Gubernatorial Campaign Should be About Things That Matter

Not false claims and things that don't

Editor's Note: This article first appeared at

The 2014 Michigan gubernatorial election should be a referendum on the major changes to Michigan made by Governor Rick Snyder’s administration. Unfortunately, the debate is saturated instead with false claims of education cuts.

Snyder’s opponent, former congressman Mark Schauer, centered his campaign around the allegation that Snyder “cut $1 billion from the schools.”

Most school revenue in Michigan is channeled through the state. So the annual budget is closely followed. Overall spending on education is up over Snyder’s term. From the fiscal year 2011 budget — the last budget passed prior to the Snyder administration — to the fiscal 2015 budget, education funding is up $888.6 million, a 7 percent increase.

This increase is somewhat smaller than it might have been due to phased-out federal stimulus money appropriated to schools through the state budget. Just looking at state funding for education yields a $1.26 billion increase, an 11 percent gain.

A case could be made that education funding has not increased as much as Schauer or others wanted. But that is different from a factual assertion that funding has been cut.

If opponents wanted to criticize Snyder for spending reductions, there are other areas that experienced greater declines. The revenue that the state shares with local governments was cut by $100 million in Snyder’s first approved budget and higher education was cut by $216 million.

Of course, these areas were also targeted for reductions under the previous administration as well. It is also worth discussing whether the state taxpayers should have been required to keep spending as much in these areas, especially when revenues were not available without increasing taxes.

While the Schauer campaign remains critical of Gov. Snyder for phantom education cuts, the Snyder campaign’s assertions are vague. Ads are about the state’s general economic comeback and promise further “reinvention.” They also include lines that most campaigns would have shied away from like, “You might not feel it yet.”

The state passed a right-to-work law, cut business taxes, eliminated some broadly-applicable income tax credits and exemptions, expanded charter schools, strengthened teacher evaluation requirements, cut public employee benefits, reduced the window of eligibility for state assistance, expanded Medicaid, and brought Detroit under emergency management. Few people will agree with all of these policies, but a discussion about their impact is absent from this election.
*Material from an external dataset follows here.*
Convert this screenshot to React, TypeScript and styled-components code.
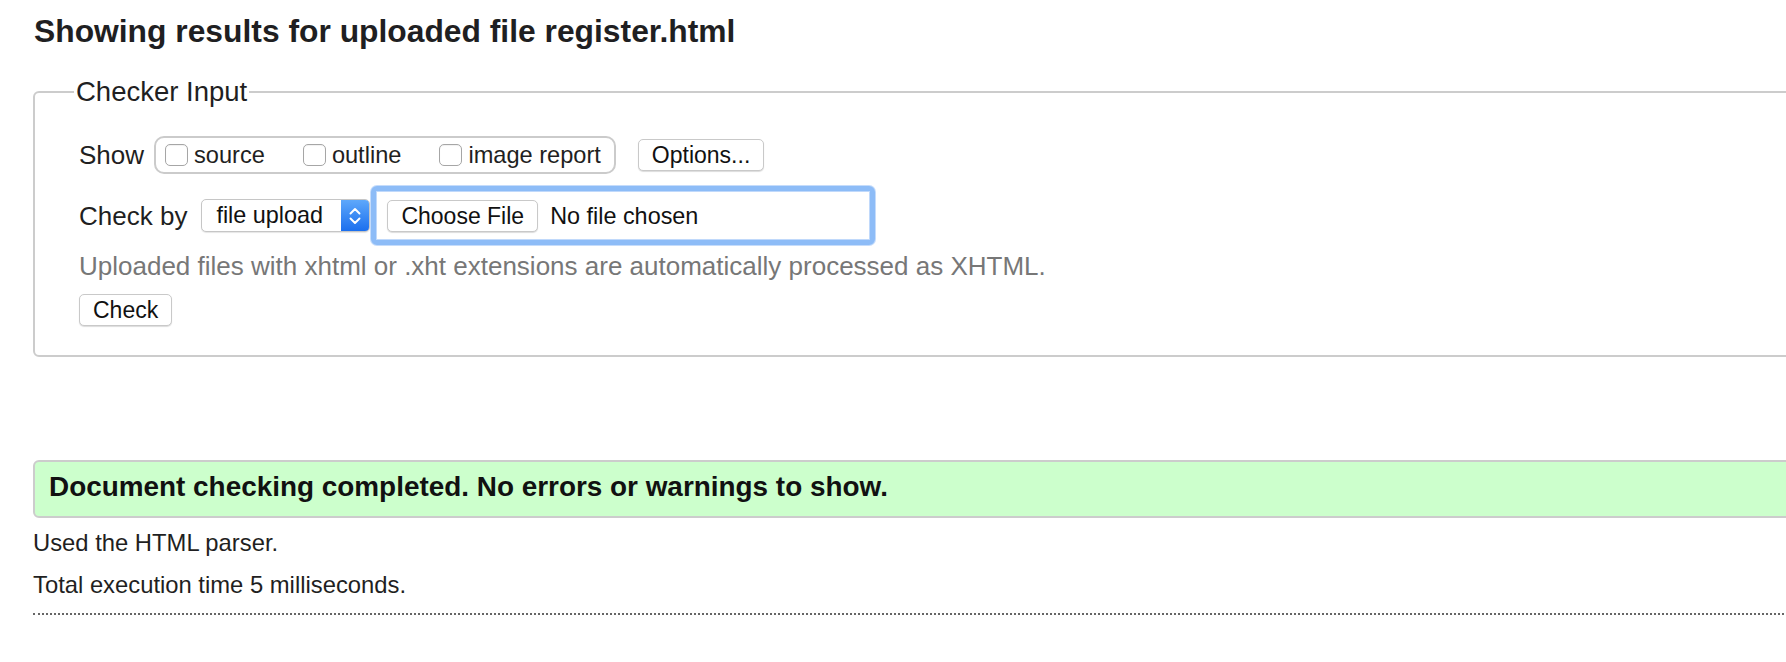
import React from 'react';
import styled, { createGlobalStyle } from 'styled-components';

const GlobalStyle = createGlobalStyle`
    html, body {
        margin: 0;
        padding: 0;
        overflow: hidden;
        background: #ffffff;
    }

    body {
        font-family: 'Liberation Sans', Helvetica, Arial, sans-serif;
        color: #222222;
    }
`;

const Page = styled.main`
    box-sizing: border-box;
    width: 1840px;
    padding: 13px 0 40px 33px;
`;

const Title = styled.h1`
    margin: 0;
    padding-left: 1px;
    font-size: 31.8px;
    line-height: 36px;
    font-weight: bold;
    color: #1f1f22;
`;

const CheckerFieldset = styled.fieldset`
    margin: 28px 0 0;
    min-width: 0;
    padding: 0 0 29px 44px;
    border: 2px solid #cccccc;
    border-radius: 6px;
`;

const Legend = styled.legend`
    margin-left: -5px;
    padding: 0 2px;
    font-size: 27.5px;
    line-height: 30px;
    color: #1f1f22;
`;

const Row = styled.div<{ $top: number }>`
    display: flex;
    align-items: center;
    margin-top: ${(props) => props.$top}px;
`;

const FieldLabel = styled.span<{ $gap: number }>`
    margin-right: ${(props) => props.$gap}px;
    font-size: 26px;
    line-height: 30px;
    color: #1f1f22;
`;

const ShowGroup = styled.div`
    display: flex;
    align-items: center;
    gap: 38px;
    box-sizing: border-box;
    height: 38px;
    padding: 0 13px 0 9px;
    border: 2px solid #cbcbcb;
    border-radius: 10px;
`;

const Option = styled.label`
    display: flex;
    align-items: center;
    font-size: 23.6px;
    line-height: 26px;
    color: #1f1f22;
`;

const CheckBox = styled.span`
    box-sizing: border-box;
    width: 23px;
    height: 22px;
    margin-right: 6px;
    background: #ffffff;
    border: 1px solid #a6a6a6;
    border-radius: 5px;
    box-shadow: inset 0 1px 1px rgba(0, 0, 0, 0.06);
`;

const PushButton = styled.button<{ $left?: number }>`
    box-sizing: border-box;
    height: 32px;
    margin-left: ${(props) => props.$left || 0}px;
    padding: 0 13px;
    font-family: inherit;
    font-size: 23px;
    line-height: 30px;
    color: #111111;
    background: #ffffff;
    border: 1px solid #c9c9c9;
    border-radius: 5px;
    box-shadow: 0 1px 1px rgba(0, 0, 0, 0.14);
`;

const Select = styled.div`
    display: flex;
    box-sizing: border-box;
    width: 169px;
    height: 33px;
    background: #ffffff;
    border: 1px solid #c6c6c6;
    border-radius: 5px;
    box-shadow: 0 1px 1px rgba(0, 0, 0, 0.1);
    overflow: hidden;
`;

const SelectValue = styled.span`
    flex: 1;
    padding-left: 14px;
    font-size: 23.4px;
    line-height: 31px;
    color: #111111;
`;

const SelectArrows = styled.span`
    display: flex;
    align-items: center;
    justify-content: center;
    width: 28px;
    background: linear-gradient(#5ea8fb, #1b6fee);
`;

const FileBox = styled.div`
    display: flex;
    align-items: center;
    box-sizing: border-box;
    width: 504px;
    height: 59px;
    margin-left: 1px;
    padding-left: 11px;
    background: #ffffff;
    border: 5px solid #8dbcf7;
    border-radius: 6px;
    box-shadow: inset 0 0 0 1px #c0d9fb, 0 0 0 1px #c5dcfb;
`;

const NoFile = styled.span`
    margin-left: 12px;
    font-size: 23.4px;
    line-height: 30px;
    color: #111111;
`;

const Hint = styled.p`
    margin: 6px 0 0;
    font-size: 26px;
    line-height: 30px;
    color: #777777;
`;

const ButtonRow = styled.div`
    display: flex;
    margin-top: 13px;
`;

const Success = styled.div`
    margin-top: 103px;
    padding: 9px 14px 13px;
    font-size: 27.9px;
    line-height: 32px;
    font-weight: bold;
    color: #111111;
    background: #ccffcc;
    border: 2px solid #cccccc;
    border-radius: 6px;
`;

const Info = styled.div`
    margin-top: 4px;
    padding-bottom: 7px;
    border-bottom: 2px dotted #666666;
`;

const InfoLine = styled.p`
    margin: 0;
    font-size: 23.8px;
    line-height: 42px;
    color: #1f1f22;
`;

function Chevrons(): JSX.Element {
    return (
        <svg width='14' height='22' viewBox='0 0 14 22' fill='none'>
            <path d='M2.5 8.5 L7 4 L11.5 8.5' stroke='#ffffff' strokeWidth='1.9' strokeLinecap='round' strokeLinejoin='round' />
            <path d='M2.5 13.5 L7 18 L11.5 13.5' stroke='#ffffff' strokeWidth='1.9' strokeLinecap='round' strokeLinejoin='round' />
        </svg>
    );
}

const showOptions = ['source', 'outline', 'image report'];

export default function App(): JSX.Element {
    return (
        <>
            <GlobalStyle />
            <Page>
                <Title>Showing results for uploaded file register.html</Title>
                <CheckerFieldset>
                    <Legend>Checker Input</Legend>
                    <Row $top={29}>
                        <FieldLabel $gap={10}>Show</FieldLabel>
                        <ShowGroup>
                            {showOptions.map((name) => (
                                <Option key={name}>
                                    <CheckBox />
                                    {name}
                                </Option>
                            ))}
                        </ShowGroup>
                        <PushButton type='button' $left={22}>Options...</PushButton>
                    </Row>
                    <Row $top={12}>
                        <FieldLabel $gap={14}>Check by</FieldLabel>
                        <Select>
                            <SelectValue>file upload</SelectValue>
                            <SelectArrows>
                                <Chevrons />
                            </SelectArrows>
                        </Select>
                        <FileBox>
                            <PushButton type='button'>Choose File</PushButton>
                            <NoFile>No file chosen</NoFile>
                        </FileBox>
                    </Row>
                    <Hint>Uploaded files with xhtml or .xht extensions are automatically processed as XHTML.</Hint>
                    <ButtonRow>
                        <PushButton type='button'>Check</PushButton>
                    </ButtonRow>
                </CheckerFieldset>
                <Success>Document checking completed. No errors or warnings to show.</Success>
                <Info>
                    <InfoLine>Used the HTML parser.</InfoLine>
                    <InfoLine>Total execution time 5 milliseconds.</InfoLine>
                </Info>
            </Page>
        </>
    );
}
There are some issues being discussed in the background of the campaign. Schauer’s job’s plan calls for rolling back some of these reforms, like changes to the tax treatment of retirement income. But outside of its initial roll-out, the policies he supports has taken a back seat to false claims of education cuts.

A good discussion about policies is important for predictive purposes. Governors attempt to accomplish what they tell voters. It allows voters to steer candidates to some policies and away from others. It also provides accountability over the policies that the candidates have supported.

But a discussion about the effects of Michigan’s reforms has largely been missing from the gubernatorial campaign. What we’ve got instead is a long discussion about a simple matter — is education spending up or down during Gov. Snyder’s term —and one that is not even accurate.